Ramps and Uneven Surfaces
Driving on a slope tilts the entire stability triangle relative to gravity. On an incline, the combined center of gravity shifts downhill. Traveling across a slope with a load pushes the combined center toward the low side. On ramps, the standard practice is to drive forward going uphill with a load and reverse going downhill, keeping the heavy end pointed upslope so gravity pulls the combined center back into the triangle rather than out of it.
Why It Matters for Rated Capacity
The capacity listed on a forklift’s data plate assumes a specific load center (usually 24 inches), a specific fork height, and the standard counterweight configuration. If you add a front-end attachment like a clamp or rotator, the attachment’s weight effectively extends the distance between the front axle and the combined center of gravity. OSHA requires that any truck with non-factory attachments be re-marked with an updated plate showing the adjusted weight of the truck-and-attachment combination at maximum elevation.

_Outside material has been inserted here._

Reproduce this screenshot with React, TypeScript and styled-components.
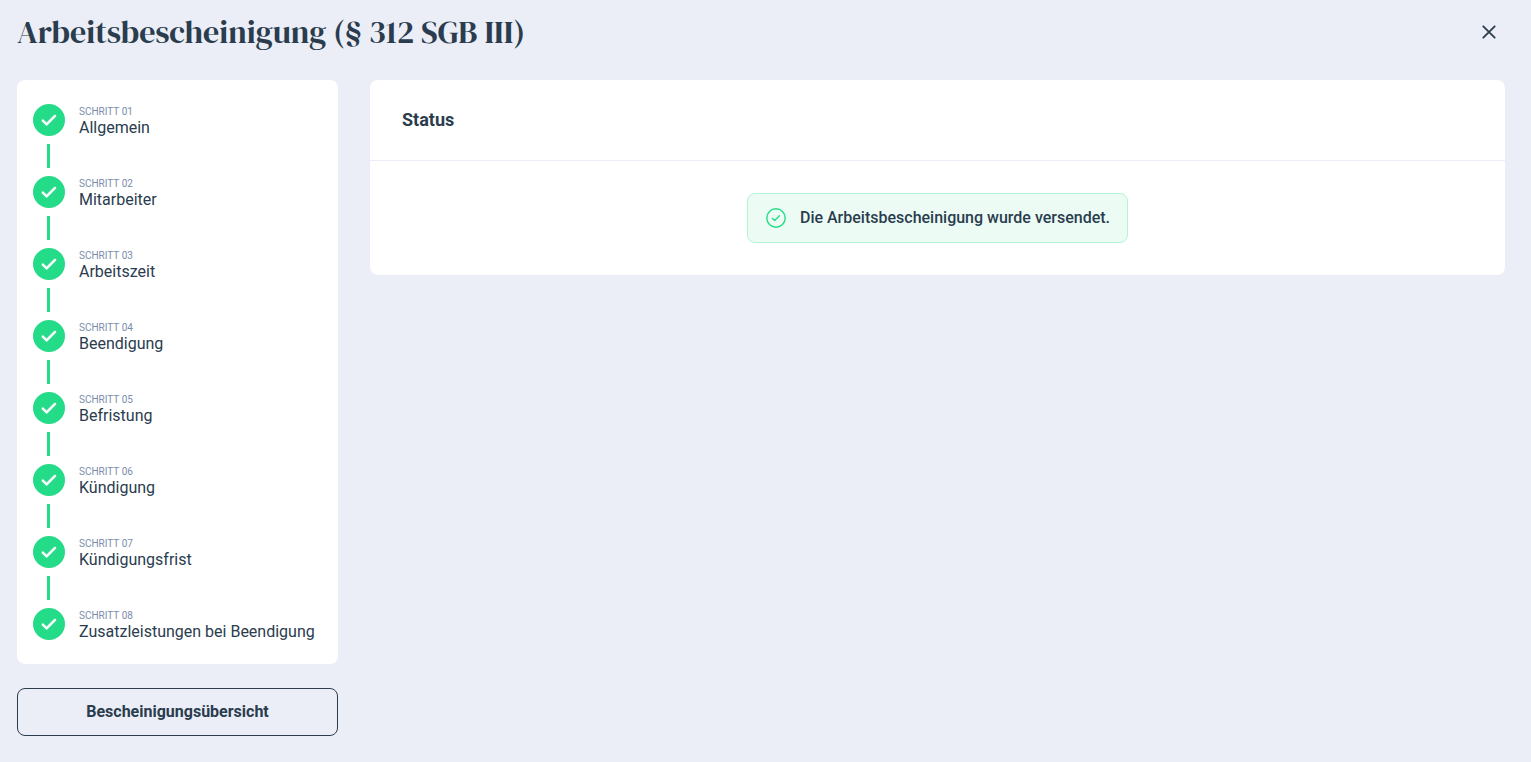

This means the rated capacity isn’t a fixed number you can always count on. It’s the maximum weight under ideal conditions. A load that sits farther forward, rides higher, or gets carried with the mast tilted forward reduces the usable capacity because any of those conditions push the combined center of gravity closer to the edge of the stability triangle.
Keeping the Combined Center of Gravity Safe
In practice, managing the combined center of gravity comes down to a handful of habits. Keep forks low during travel, typically 4 to 6 inches off the ground. Tilt the mast slightly back before driving. Slow down before turns, not during them. Center the load on the forks as evenly as possible, and never carry a load that exceeds the rated capacity for its actual load center distance.
If a load is oddly shaped, long, or unevenly weighted, mentally estimate where its center of gravity sits. If that point is farther from the fork face than the rated load center on your data plate, you’re effectively over capacity even if the weight seems fine. Reducing the load weight or repositioning it closer to the mast are the two options that bring the combined center of gravity back into safe territory.